**TASK**.
Restate the material word for word and leave out anything that is a picture.

--- START DATA LINES ---

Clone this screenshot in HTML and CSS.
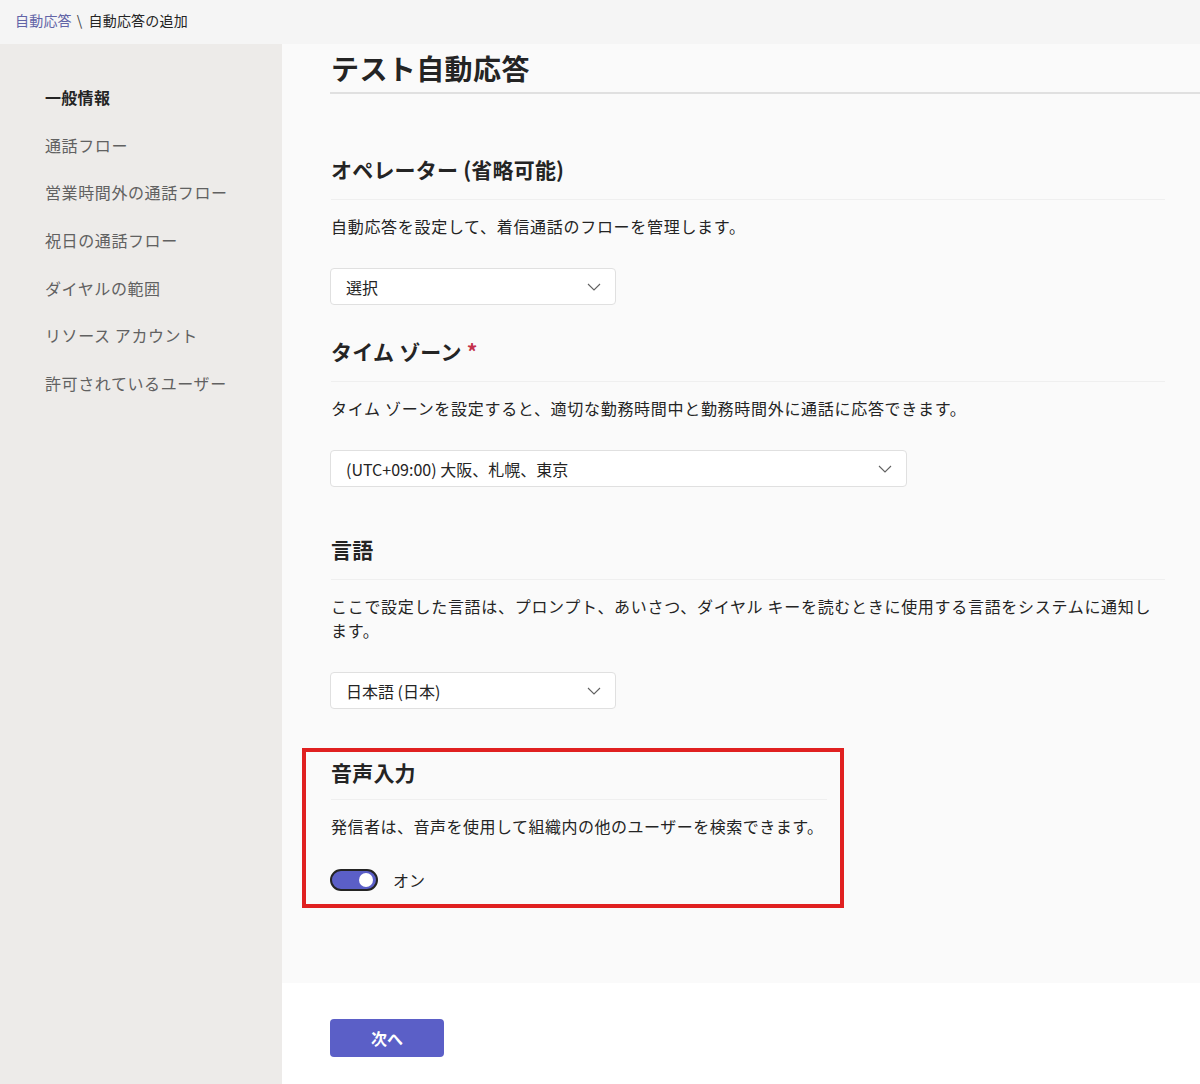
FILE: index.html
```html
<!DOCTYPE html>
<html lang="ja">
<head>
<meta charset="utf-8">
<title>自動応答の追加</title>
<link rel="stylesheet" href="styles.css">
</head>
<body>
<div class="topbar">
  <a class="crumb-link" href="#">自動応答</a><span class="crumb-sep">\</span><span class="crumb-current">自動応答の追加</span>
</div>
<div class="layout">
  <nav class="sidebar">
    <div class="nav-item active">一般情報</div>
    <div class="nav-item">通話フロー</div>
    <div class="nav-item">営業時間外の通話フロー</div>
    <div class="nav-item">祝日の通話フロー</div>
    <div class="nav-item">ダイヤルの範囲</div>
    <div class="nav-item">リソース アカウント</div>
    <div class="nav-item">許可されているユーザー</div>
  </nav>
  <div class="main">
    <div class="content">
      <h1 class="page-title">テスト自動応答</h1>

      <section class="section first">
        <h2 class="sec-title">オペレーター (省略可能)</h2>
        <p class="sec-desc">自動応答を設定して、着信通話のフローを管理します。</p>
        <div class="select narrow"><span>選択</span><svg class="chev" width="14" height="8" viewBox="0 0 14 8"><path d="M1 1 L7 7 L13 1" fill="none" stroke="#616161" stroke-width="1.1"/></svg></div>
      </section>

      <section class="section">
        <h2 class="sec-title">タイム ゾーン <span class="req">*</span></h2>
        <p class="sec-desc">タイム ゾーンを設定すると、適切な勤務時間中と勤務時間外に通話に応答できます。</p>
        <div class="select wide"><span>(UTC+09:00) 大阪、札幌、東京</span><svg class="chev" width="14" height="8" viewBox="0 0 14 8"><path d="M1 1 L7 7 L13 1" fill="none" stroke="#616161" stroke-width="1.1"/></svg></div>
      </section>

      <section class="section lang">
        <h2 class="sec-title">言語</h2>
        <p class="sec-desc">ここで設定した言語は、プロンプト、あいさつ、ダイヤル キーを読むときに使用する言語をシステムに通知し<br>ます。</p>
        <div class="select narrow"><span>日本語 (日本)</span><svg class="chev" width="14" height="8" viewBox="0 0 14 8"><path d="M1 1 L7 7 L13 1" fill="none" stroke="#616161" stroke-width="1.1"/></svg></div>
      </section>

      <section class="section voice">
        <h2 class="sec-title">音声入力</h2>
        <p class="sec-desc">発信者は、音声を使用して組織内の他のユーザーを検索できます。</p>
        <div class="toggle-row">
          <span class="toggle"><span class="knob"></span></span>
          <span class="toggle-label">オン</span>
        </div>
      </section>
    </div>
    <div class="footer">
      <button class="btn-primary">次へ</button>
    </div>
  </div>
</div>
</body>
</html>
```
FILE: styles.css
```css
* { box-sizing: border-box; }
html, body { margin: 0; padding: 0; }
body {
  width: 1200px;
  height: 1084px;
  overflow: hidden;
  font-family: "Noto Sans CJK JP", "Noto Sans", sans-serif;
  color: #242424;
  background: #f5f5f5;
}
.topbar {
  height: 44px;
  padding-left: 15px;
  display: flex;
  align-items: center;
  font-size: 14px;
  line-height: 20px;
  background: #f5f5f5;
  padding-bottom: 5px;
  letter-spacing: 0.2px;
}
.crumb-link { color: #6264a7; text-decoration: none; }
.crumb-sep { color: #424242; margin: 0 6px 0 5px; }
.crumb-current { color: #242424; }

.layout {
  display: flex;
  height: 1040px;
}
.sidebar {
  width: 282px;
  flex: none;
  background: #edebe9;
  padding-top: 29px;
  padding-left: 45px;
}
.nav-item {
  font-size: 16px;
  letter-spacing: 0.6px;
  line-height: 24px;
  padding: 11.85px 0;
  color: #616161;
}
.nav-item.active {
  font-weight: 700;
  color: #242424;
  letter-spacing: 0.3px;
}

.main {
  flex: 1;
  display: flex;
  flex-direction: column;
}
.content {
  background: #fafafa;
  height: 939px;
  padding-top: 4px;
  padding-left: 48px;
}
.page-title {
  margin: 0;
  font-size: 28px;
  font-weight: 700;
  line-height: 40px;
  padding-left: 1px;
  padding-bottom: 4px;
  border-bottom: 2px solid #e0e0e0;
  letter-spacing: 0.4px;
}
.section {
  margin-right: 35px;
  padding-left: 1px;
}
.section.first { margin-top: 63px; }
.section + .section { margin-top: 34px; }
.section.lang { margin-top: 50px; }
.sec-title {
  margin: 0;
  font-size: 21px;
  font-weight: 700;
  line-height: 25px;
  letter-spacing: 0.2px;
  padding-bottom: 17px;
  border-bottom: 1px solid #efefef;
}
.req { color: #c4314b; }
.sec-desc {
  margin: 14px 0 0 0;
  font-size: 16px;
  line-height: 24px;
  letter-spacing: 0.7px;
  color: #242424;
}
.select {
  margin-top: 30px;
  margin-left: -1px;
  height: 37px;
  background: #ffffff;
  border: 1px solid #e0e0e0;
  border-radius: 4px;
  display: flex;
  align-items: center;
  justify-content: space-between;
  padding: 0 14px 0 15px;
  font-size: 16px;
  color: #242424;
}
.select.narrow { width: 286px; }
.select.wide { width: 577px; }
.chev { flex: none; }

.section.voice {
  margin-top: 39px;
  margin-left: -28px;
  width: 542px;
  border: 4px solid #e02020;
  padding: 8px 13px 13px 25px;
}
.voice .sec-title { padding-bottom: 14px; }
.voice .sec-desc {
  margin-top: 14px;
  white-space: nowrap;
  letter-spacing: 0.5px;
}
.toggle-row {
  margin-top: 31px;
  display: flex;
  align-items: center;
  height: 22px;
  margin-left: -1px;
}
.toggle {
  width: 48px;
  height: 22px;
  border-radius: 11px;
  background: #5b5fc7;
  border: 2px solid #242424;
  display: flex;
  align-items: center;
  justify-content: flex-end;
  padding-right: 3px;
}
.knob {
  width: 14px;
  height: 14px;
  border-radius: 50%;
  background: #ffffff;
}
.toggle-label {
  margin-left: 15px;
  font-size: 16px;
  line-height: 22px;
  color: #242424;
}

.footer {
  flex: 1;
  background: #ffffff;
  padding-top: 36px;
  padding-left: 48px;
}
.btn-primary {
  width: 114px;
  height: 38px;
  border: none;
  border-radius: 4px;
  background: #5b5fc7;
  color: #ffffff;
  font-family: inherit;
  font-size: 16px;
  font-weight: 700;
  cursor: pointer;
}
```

--- END DATA LINES ---

**CORRECT RESPONSE**.
Clone this screenshot in HTML and CSS.
FILE: index.html
```html
<!DOCTYPE html>
<html lang="ja">
<head>
<meta charset="utf-8">
<title>自動応答の追加</title>
<link rel="stylesheet" href="styles.css">
</head>
<body>
<div class="topbar">
  <a class="crumb-link" href="#">自動応答</a><span class="crumb-sep">\</span><span class="crumb-current">自動応答の追加</span>
</div>
<div class="layout">
  <nav class="sidebar">
    <div class="nav-item active">一般情報</div>
    <div class="nav-item">通話フロー</div>
    <div class="nav-item">営業時間外の通話フロー</div>
    <div class="nav-item">祝日の通話フロー</div>
    <div class="nav-item">ダイヤルの範囲</div>
    <div class="nav-item">リソース アカウント</div>
    <div class="nav-item">許可されているユーザー</div>
  </nav>
  <div class="main">
    <div class="content">
      <h1 class="page-title">テスト自動応答</h1>

      <section class="section first">
        <h2 class="sec-title">オペレーター (省略可能)</h2>
        <p class="sec-desc">自動応答を設定して、着信通話のフローを管理します。</p>
        <div class="select narrow"><span>選択</span><svg class="chev" width="14" height="8" viewBox="0 0 14 8"><path d="M1 1 L7 7 L13 1" fill="none" stroke="#616161" stroke-width="1.1"/></svg></div>
      </section>

      <section class="section">
        <h2 class="sec-title">タイム ゾーン <span class="req">*</span></h2>
        <p class="sec-desc">タイム ゾーンを設定すると、適切な勤務時間中と勤務時間外に通話に応答できます。</p>
        <div class="select wide"><span>(UTC+09:00) 大阪、札幌、東京</span><svg class="chev" width="14" height="8" viewBox="0 0 14 8"><path d="M1 1 L7 7 L13 1" fill="none" stroke="#616161" stroke-width="1.1"/></svg></div>
      </section>

      <section class="section lang">
        <h2 class="sec-title">言語</h2>
        <p class="sec-desc">ここで設定した言語は、プロンプト、あいさつ、ダイヤル キーを読むときに使用する言語をシステムに通知し<br>ます。</p>
        <div class="select narrow"><span>日本語 (日本)</span><svg class="chev" width="14" height="8" viewBox="0 0 14 8"><path d="M1 1 L7 7 L13 1" fill="none" stroke="#616161" stroke-width="1.1"/></svg></div>
      </section>

      <section class="section voice">
        <h2 class="sec-title">音声入力</h2>
        <p class="sec-desc">発信者は、音声を使用して組織内の他のユーザーを検索できます。</p>
        <div class="toggle-row">
          <span class="toggle"><span class="knob"></span></span>
          <span class="toggle-label">オン</span>
        </div>
      </section>
    </div>
    <div class="footer">
      <button class="btn-primary">次へ</button>
    </div>
  </div>
</div>
</body>
</html>
```
FILE: styles.css
```css
* { box-sizing: border-box; }
html, body { margin: 0; padding: 0; }
body {
  width: 1200px;
  height: 1084px;
  overflow: hidden;
  font-family: "Noto Sans CJK JP", "Noto Sans", sans-serif;
  color: #242424;
  background: #f5f5f5;
}
.topbar {
  height: 44px;
  padding-left: 15px;
  display: flex;
  align-items: center;
  font-size: 14px;
  line-height: 20px;
  background: #f5f5f5;
  padding-bottom: 5px;
  letter-spacing: 0.2px;
}
.crumb-link { color: #6264a7; text-decoration: none; }
.crumb-sep { color: #424242; margin: 0 6px 0 5px; }
.crumb-current { color: #242424; }

.layout {
  display: flex;
  height: 1040px;
}
.sidebar {
  width: 282px;
  flex: none;
  background: #edebe9;
  padding-top: 29px;
  padding-left: 45px;
}
.nav-item {
  font-size: 16px;
  letter-spacing: 0.6px;
  line-height: 24px;
  padding: 11.85px 0;
  color: #616161;
}
.nav-item.active {
  font-weight: 700;
  color: #242424;
  letter-spacing: 0.3px;
}

.main {
  flex: 1;
  display: flex;
  flex-direction: column;
}
.content {
  background: #fafafa;
  height: 939px;
  padding-top: 4px;
  padding-left: 48px;
}
.page-title {
  margin: 0;
  font-size: 28px;
  font-weight: 700;
  line-height: 40px;
  padding-left: 1px;
  padding-bottom: 4px;
  border-bottom: 2px solid #e0e0e0;
  letter-spacing: 0.4px;
}
.section {
  margin-right: 35px;
  padding-left: 1px;
}
.section.first { margin-top: 63px; }
.section + .section { margin-top: 34px; }
.section.lang { margin-top: 50px; }
.sec-title {
  margin: 0;
  font-size: 21px;
  font-weight: 700;
  line-height: 25px;
  letter-spacing: 0.2px;
  padding-bottom: 17px;
  border-bottom: 1px solid #efefef;
}
.req { color: #c4314b; }
.sec-desc {
  margin: 14px 0 0 0;
  font-size: 16px;
  line-height: 24px;
  letter-spacing: 0.7px;
  color: #242424;
}
.select {
  margin-top: 30px;
  margin-left: -1px;
  height: 37px;
  background: #ffffff;
  border: 1px solid #e0e0e0;
  border-radius: 4px;
  display: flex;
  align-items: center;
  justify-content: space-between;
  padding: 0 14px 0 15px;
  font-size: 16px;
  color: #242424;
}
.select.narrow { width: 286px; }
.select.wide { width: 577px; }
.chev { flex: none; }

.section.voice {
  margin-top: 39px;
  margin-left: -28px;
  width: 542px;
  border: 4px solid #e02020;
  padding: 8px 13px 13px 25px;
}
.voice .sec-title { padding-bottom: 14px; }
.voice .sec-desc {
  margin-top: 14px;
  white-space: nowrap;
  letter-spacing: 0.5px;
}
.toggle-row {
  margin-top: 31px;
  display: flex;
  align-items: center;
  height: 22px;
  margin-left: -1px;
}
.toggle {
  width: 48px;
  height: 22px;
  border-radius: 11px;
  background: #5b5fc7;
  border: 2px solid #242424;
  display: flex;
  align-items: center;
  justify-content: flex-end;
  padding-right: 3px;
}
.knob {
  width: 14px;
  height: 14px;
  border-radius: 50%;
  background: #ffffff;
}
.toggle-label {
  margin-left: 15px;
  font-size: 16px;
  line-height: 22px;
  color: #242424;
}

.footer {
  flex: 1;
  background: #ffffff;
  padding-top: 36px;
  padding-left: 48px;
}
.btn-primary {
  width: 114px;
  height: 38px;
  border: none;
  border-radius: 4px;
  background: #5b5fc7;
  color: #ffffff;
  font-family: inherit;
  font-size: 16px;
  font-weight: 700;
  cursor: pointer;
}
```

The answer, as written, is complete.